Why haven't you read Giorgio Agamben?

...

because its not on our top 100 chart? whats the point of this thread. im confused

I've got The Coming Community. Not sure I really grasped it all. Some of his epistemology about Parts, Wholes, Exceptions and Examples was kind of neat.

Because I'm not a communist.

Because he's not a white nationalist who hates women

But I have. Homo Sacer and State of Exception are absolute top-tier.

He's definitely one of the best philosophers currently writing.

Because most lit-browsers are either postering pseuds, high school students or first-year undergraduates.

Agamben is not the easiest thinker to get your head around, y'know. I read Homo Sacer in a university reading group with some grad students and that helped a lot, but lots of his references went over my head, desu.

The thing too is that his writing basically references 8-10 pieces of other literature per page in a way that presupposes the reader having prior knowledge.

canonizes refugees because they're cool outcasts and wants europe and the west to open its borders because they only exist in the biopolitical imaginary

0/10

he does advocate for europe to be separated between north and south though, he basically wants a latin empire, not unlike houellebecq

Have. A morass of verbiage, and very little movement.

I have. I used him heavily in my dissertation.

Congrats.

I apologize ;_;

It's on the list I swear!

what was your dissertion topic?

Currently giving a time of absortion of State of Exception so I can head into Stasis. Very clear thinker, memers who lump him into the "obscurantist" spook should really give Homo Sacer a try, very clear notion which he works very well, not to mention the man worked in the idea for the subsequent 30 years of his life, he very clearly knows what he's talking about and is awfully versed in it.

Longest Ive read by him is The Kingdom and the Glory. 'Morass' poster here. Seemed simultaneously both an involved deconstruction yet morbid fascination with the very idea of 'glory'. Was perhaps too young to read it when i did. (You) rec Sacer as the way to go toward discovering a something new missed initially?

Mostly this

Definitely. I had never read any of his Homo Sacer books, only separate pieces and smaller works here and there, and now that I've started to read them in order, I can't imagine how awful it must have been to piece his thought together during the years, he's following a whole genealogical trace of lots of things - the sacred, the origin of right, the use of self and so on - and I can't imagine reading it out of order.

shut up

he literally thinks refugee camps are the new concentration camps

this whole fetishization of marginalised people is disgusting and his point was better formulated by Girard

the dumbo is an anarchist and hates all forms of "borders" because theyre the antimony of satanic deleuzian "potentialites"

>Implying he's wrong in any way whatsoever

redpill me on Agamben and what precursory reading one should do

The one think I know about Agamben - sorry OP, I haven't read him yet - is that he was in Pasolini's The Gospel According to St. Matthew. Which I find interesting, others might not.

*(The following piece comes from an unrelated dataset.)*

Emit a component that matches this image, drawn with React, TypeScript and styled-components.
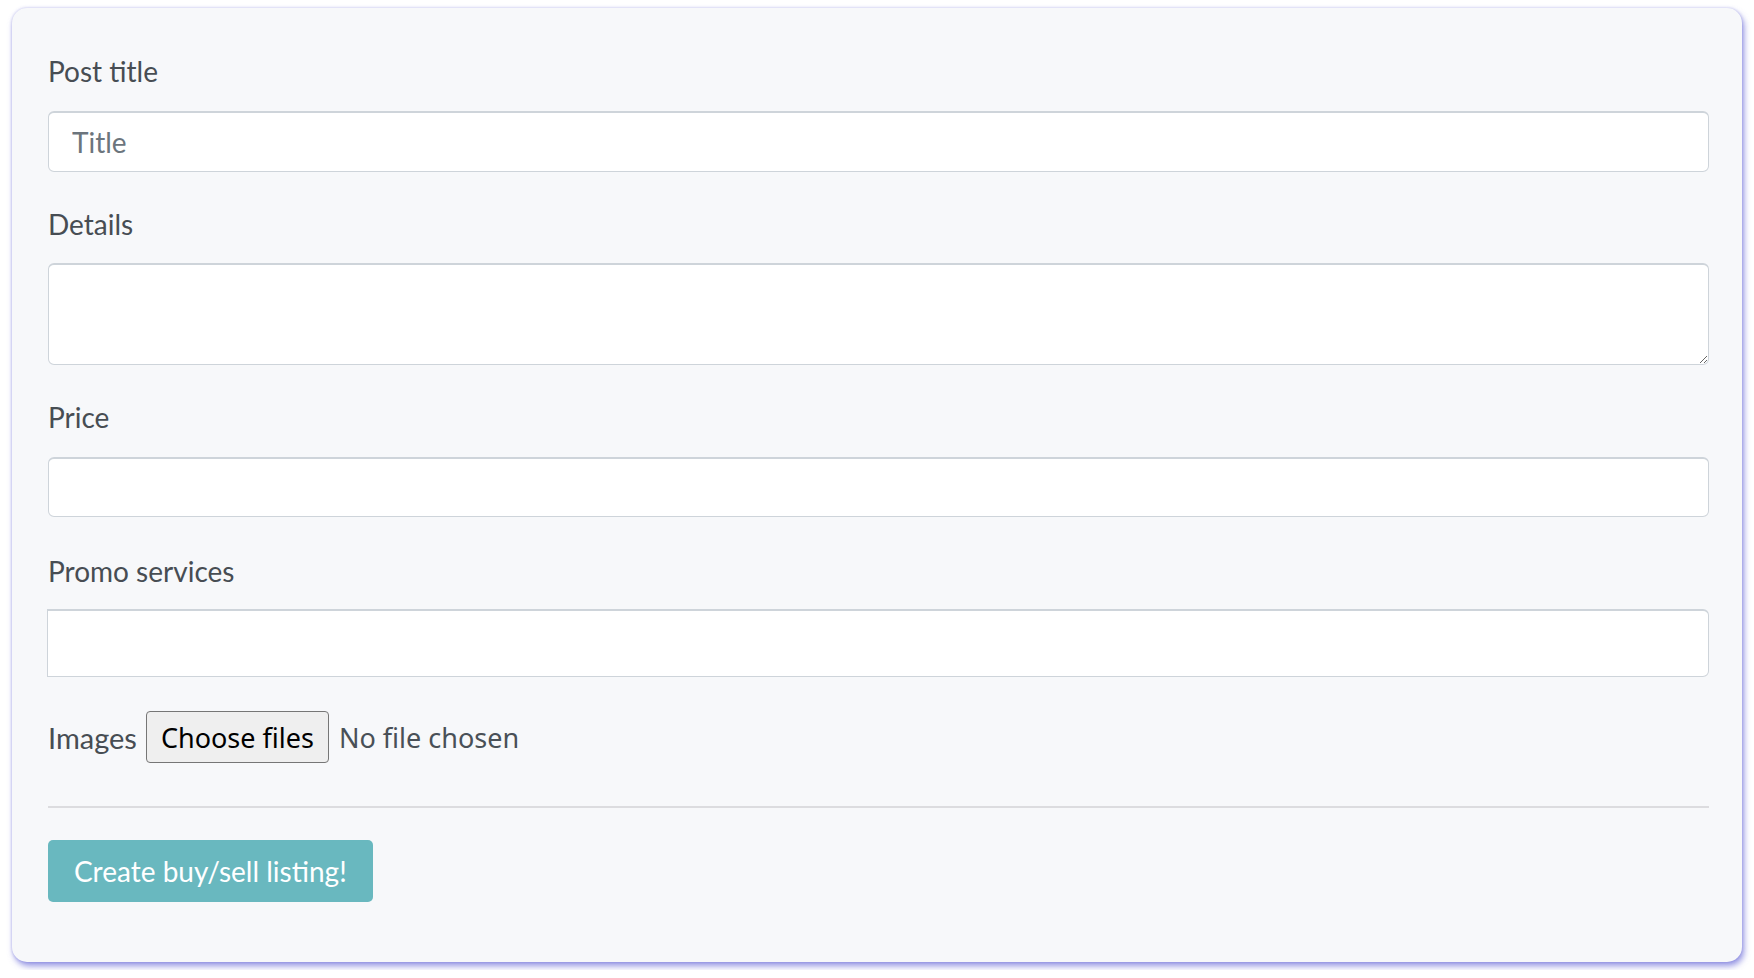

Either way, I'm off to /gif/ to lurk the JAV threads.

stop profaning zoe

His main thing is the politization of bare life / bodies, the origins of sovereignity and the state of exception.

Idk probably some Heidegger and Foucault but I've read neither and can follow him pretty well. Benjamin as well, that's how I first got into Agamben.

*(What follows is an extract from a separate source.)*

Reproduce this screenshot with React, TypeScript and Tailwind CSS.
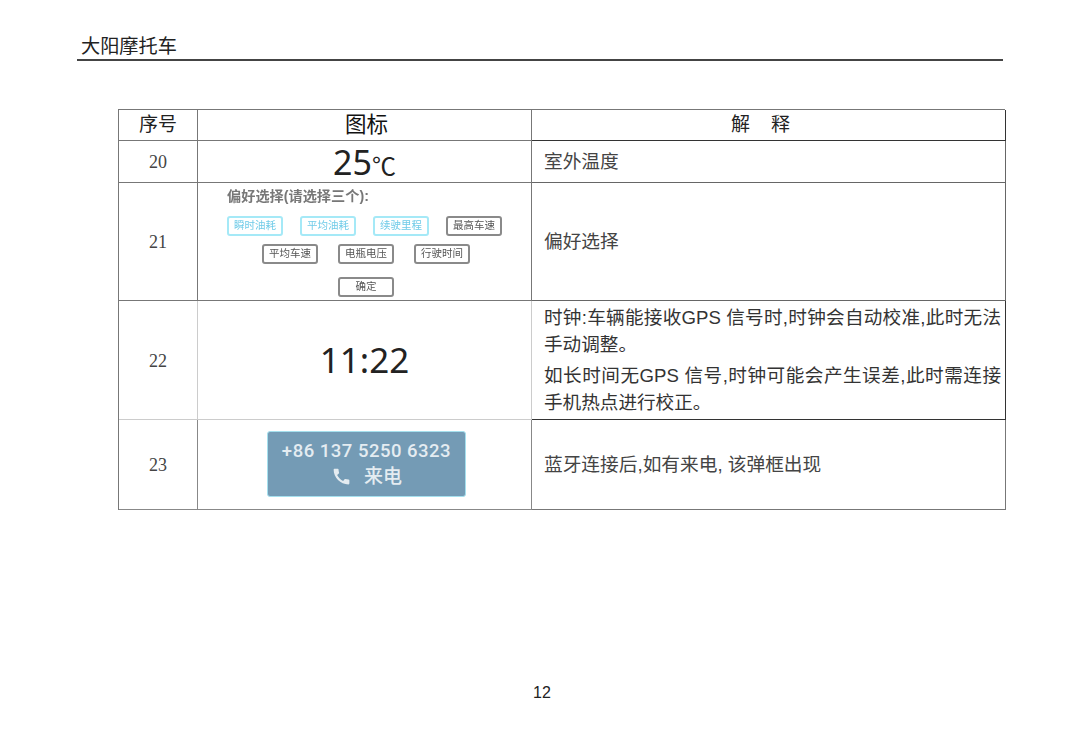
import { MdCall } from 'react-icons/md'

const cjk = "font-['Liberation_Sans','Noto_Sans_CJK_SC',sans-serif]"

const Chip = ({ label, active }: { label: string; active?: boolean }) => (
  <div
    className={
      active
        ? 'flex h-[20px] w-[56px] items-center justify-center rounded-[3px] border-2 border-[#a5e9f7] text-[10.5px] text-[#6fcbe8]'
        : 'flex h-[20px] w-[56px] items-center justify-center rounded-[3px] border-2 border-[#8a8a8a] text-[10.5px] text-[#555]'
    }
  >
    {label}
  </div>
)

const App = () => {
  return (
    <div className={`flex h-[744px] w-[1080px] flex-col bg-white text-[#333] ${cjk}`}>
      <div className="ml-[77px] mt-[34px] w-[926px] border-b-2 border-[#444] pl-[4px] text-[19.2px] leading-[25px] text-[#222]">
        大阳摩托车
      </div>

      <div className="ml-[118px] mt-[48px] grid w-[887px] grid-cols-[79px_334px_474px] grid-rows-[31px_42px_118px_119px_90px] border-l border-t border-[#777]">
        <div className="flex items-center justify-center border-b border-r border-[#777] text-[19px] text-[#222]">序号</div>
        <div className="flex items-center justify-center border-b border-r border-[#777] pl-[4px] text-[21.5px] text-[#111]">图标</div>
        <div className="flex items-center justify-center gap-[21px] border-b border-r border-[#333] pr-[16px] text-[19px] text-[#222]">
          <span>解</span>
          <span>释</span>
        </div>

        <div className="flex items-center justify-center border-b border-r border-[#777] pt-[2px] font-['Liberation_Serif',serif] text-[18px] text-[#444]">20</div>
        <div className="flex items-center justify-center border-b border-r border-[#777] font-['Noto_Sans',sans-serif] text-[#222]">
          <span className="text-[34px] leading-none">25</span>
          <span className="mt-[6px] font-['Noto_Sans_CJK_SC',sans-serif] text-[24px] leading-none">℃</span>
        </div>
        <div className="flex items-center border-b border-r border-[#666] pl-[12px] pt-[2px] text-[18.7px] text-[#444]">室外温度</div>

        <div className="flex items-center justify-center border-b border-r border-[#777] pt-[2px] font-['Liberation_Serif',serif] text-[18px] text-[#444]">21</div>
        <div className="flex flex-col border-b border-r border-[#777] pl-[29px] pr-[26px] pt-[3px] blur-[0.5px]">
          <div className="text-[14.2px] font-bold leading-[20px] text-[#777]">偏好选择(请选择三个):</div>
          <div className="mt-[10px] flex gap-[17px]">
            <Chip label="瞬时油耗" active />
            <Chip label="平均油耗" active />
            <Chip label="续驶里程" active />
            <Chip label="最高车速" />
          </div>
          <div className="mt-[8px] flex justify-center gap-[20px]">
            <Chip label="平均车速" />
            <Chip label="电瓶电压" />
            <Chip label="行驶时间" />
          </div>
          <div className="mt-[13px] flex justify-center">
            <Chip label="确定" />
          </div>
        </div>
        <div className="flex items-center border-b border-r border-[#666] pl-[12px] pt-[2px] text-[18.7px] text-[#444]">偏好选择</div>

        <div className="flex items-center justify-center border-b border-r border-[#ccc] pt-[2px] font-['Liberation_Serif',serif] text-[18px] text-[#444]">22</div>
        <div className="flex items-center justify-center border-b border-r border-[#ccc] pb-[2px] font-['Noto_Sans',sans-serif] text-[35px] leading-none text-[#222]">11:22</div>
        <div className="flex flex-col justify-center gap-[4px] border-b border-r border-[#333] pl-[12px] pr-[4px] text-justify text-[18.6px] leading-[27px] text-[#333]">
          <p>时钟:车辆能接收GPS 信号时,时钟会自动校准,此时无法手动调整。</p>
          <p>如长时间无GPS 信号,时钟可能会产生误差,此时需连接手机热点进行校正。</p>
        </div>

        <div className="flex items-center justify-center border-b border-r border-[#888] pt-[2px] font-['Liberation_Serif',serif] text-[18px] text-[#444]">23</div>
        <div className="flex items-center justify-center border-b border-r border-[#888] pl-[4px] pb-[2px]">
          <div className="flex h-[66px] w-[199px] flex-col items-center justify-center rounded-[3px] border border-[#a5e0ee] bg-[#749bb5] font-['Roboto','Noto_Sans_CJK_SC',sans-serif] font-medium text-[#e4ecf1]">
            <div className="text-[18.5px] leading-[26px] tracking-[0.5px]">+86 137 5250 6323</div>
            <div className="flex items-center gap-[12px] text-[19px] leading-[26px]">
              <MdCall className="h-[21px] w-[21px]" />
              <span>来电</span>
            </div>
          </div>
        </div>
        <div className="flex items-center border-b border-r border-[#777] pl-[12px] pt-[2px] text-[18.7px] text-[#444]">蓝牙连接后,如有来电, 该弹框出现</div>
      </div>

      <div className="mt-auto pb-[42px] pl-[4px] text-center font-['Liberation_Sans',sans-serif] text-[16px] leading-[18px] text-[#222]">12</div>
    </div>
  )
}

export default App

Pic related is a segment of some bullshit essay I wrote for class a while back regarding Homo Sacer.

The Open is him critiquing Heidegger, I think. I haven't read it but I think Agamben in many ways is trying to go beyond Heidegger/deconstruction.

except thats not what he says at all and he's not fucking deleuzian. damn, youre retarded.

whew, rare heidegger and agamben

He writes about how citizens lose their rights in liberal democracies and the state of emergency. Influenced by Benjamin, Heidegger, Schmitt, Foucault, Debord.

this man knows

I've read the Open, AMA that's not in the book because I didn't understand SHIT

> seems reductionist and pessimistic

stopped reading right there

was this your buzzfeed application?

I saw that on a Greek documentary about him. This and his notion of social deactivation.
Amigo is an active element...

Biopolitics is the question of how might is applied or projected on a collective of humans or even some class of living organisms in some interpretations. The modern state is untintrested in the singal human life as such and therefore blind to anything beyond a bureaucratic application of power on the singal individual. This power is unrestraint in the sense, that depending on the context the human is an object and as such processed in anyway the collective cristalized in the bureaucratic "machine" has intended for this class of "object". The processes that were sucessful in the industrial revolution it's "rationalisation" and standartisation are in a "weird" way applied to humans. In this sense I think the questions lays even before Gorgio Agambens Homo sacer and it goes like this; is the there a political body or is the political body just a biological body within a certain context. I don't think he understands the concept of souvereignity of Schmitt fully, but I find his perspective intresting.